Other environmental considerations include:

• Temperature changes (thermal expansion of beams).

• Corrosive environments (coating and material selection for coastal or chemical plants).

• Snow and wind loads (especially for outdoor cranes).

These factors may necessitate adjustments in steel grade, corrosion protection, or structural reinforcement.

9. Code Compliance and Engineering Standards

Designing building structures to support overhead cranes must comply with:

• Local building codes (e.g., IBC – International Building Code).

• Crane-related standards:

  • CMAA 70 – Specifications for Top Running Bridge & Gantry Type Multiple Girder Electric Overhead Traveling Cranes.

  • FEM 1.001 – European standard for cranes.

  • ASCE 7 – Minimum design loads for buildings and other structures.

Engaging a licensed structural engineer familiar with both crane and building codes is essential to ensure compliance and safety.

10. Coordination Between Crane Supplier and Structural Engineer

A successful double girder crane installation requires collaboration between the crane manufacturer/supplier and the building designer.

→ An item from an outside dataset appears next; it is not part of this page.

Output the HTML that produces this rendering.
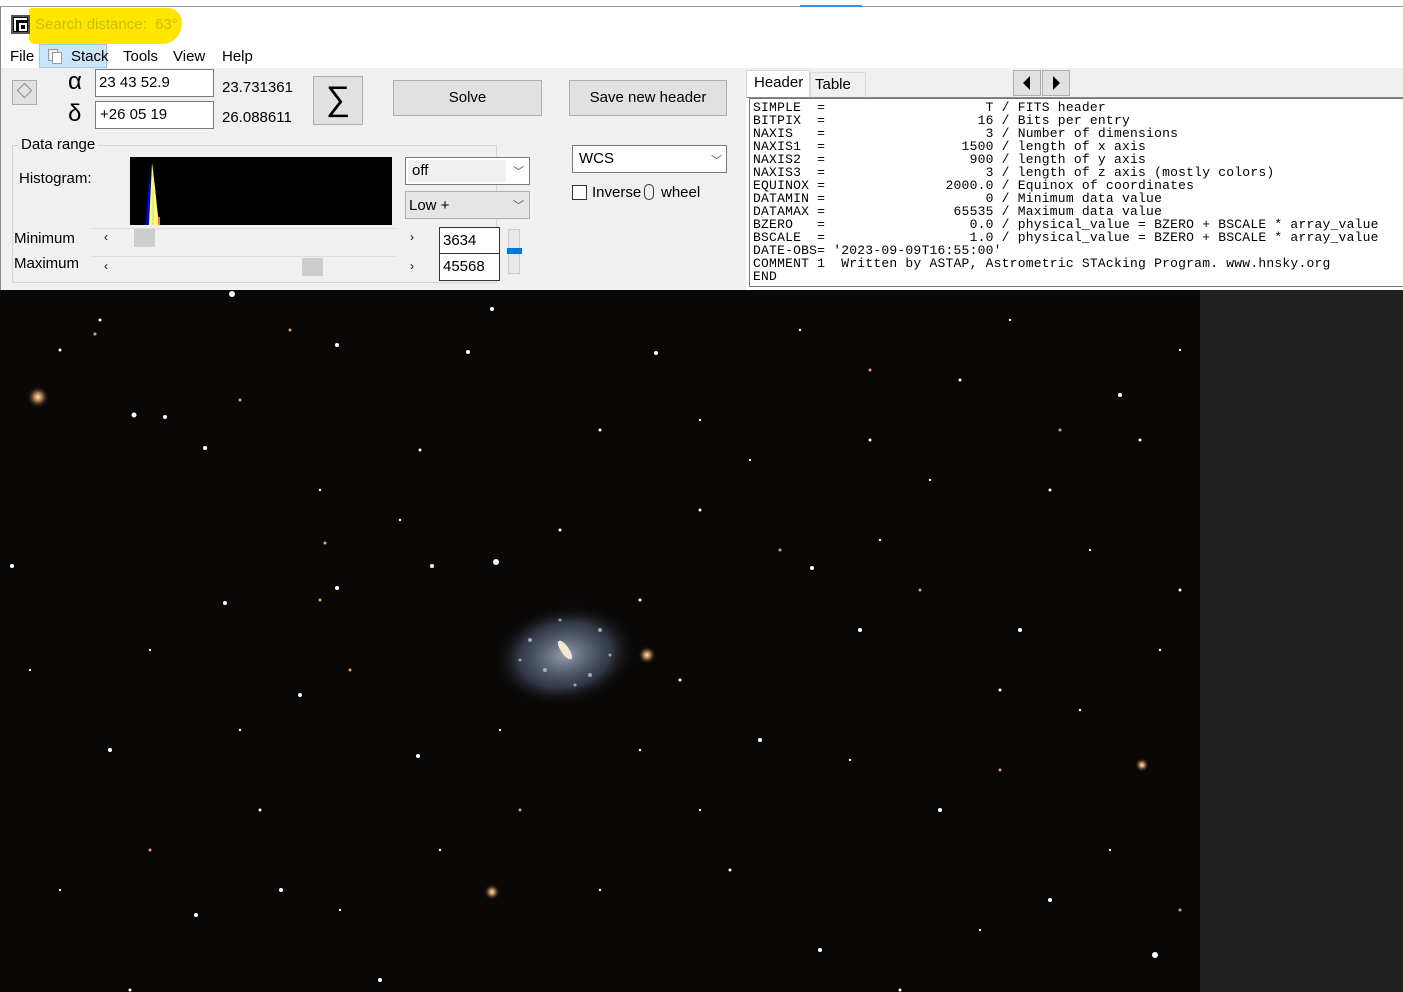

The crane supplier should provide detailed data including:

• Crane weight

• Maximum wheel loads

• Span and lifting height

• Load cycles and class of service

• Dynamic factors

The structural engineer will use this data to perform load analysis, select appropriate steel sections, and design bracing and foundations.

Conclusion

Double girder overhead cranes offer exceptional lifting performance, but their integration into a building requires precise structural planning. The runway beams, columns, bracing systems, and foundations must all be engineered to handle dynamic, static, and lateral loads. Failing to consider these requirements in the early design stages can lead to costly retrofits or unsafe operating conditions.

By following industry standards and working with experienced professionals, businesses can ensure that their crane-supporting structures are safe, compliant, and optimized for performance. Whether in manufacturing, construction, or logistics, a robust building design is the foundation for effective crane operation.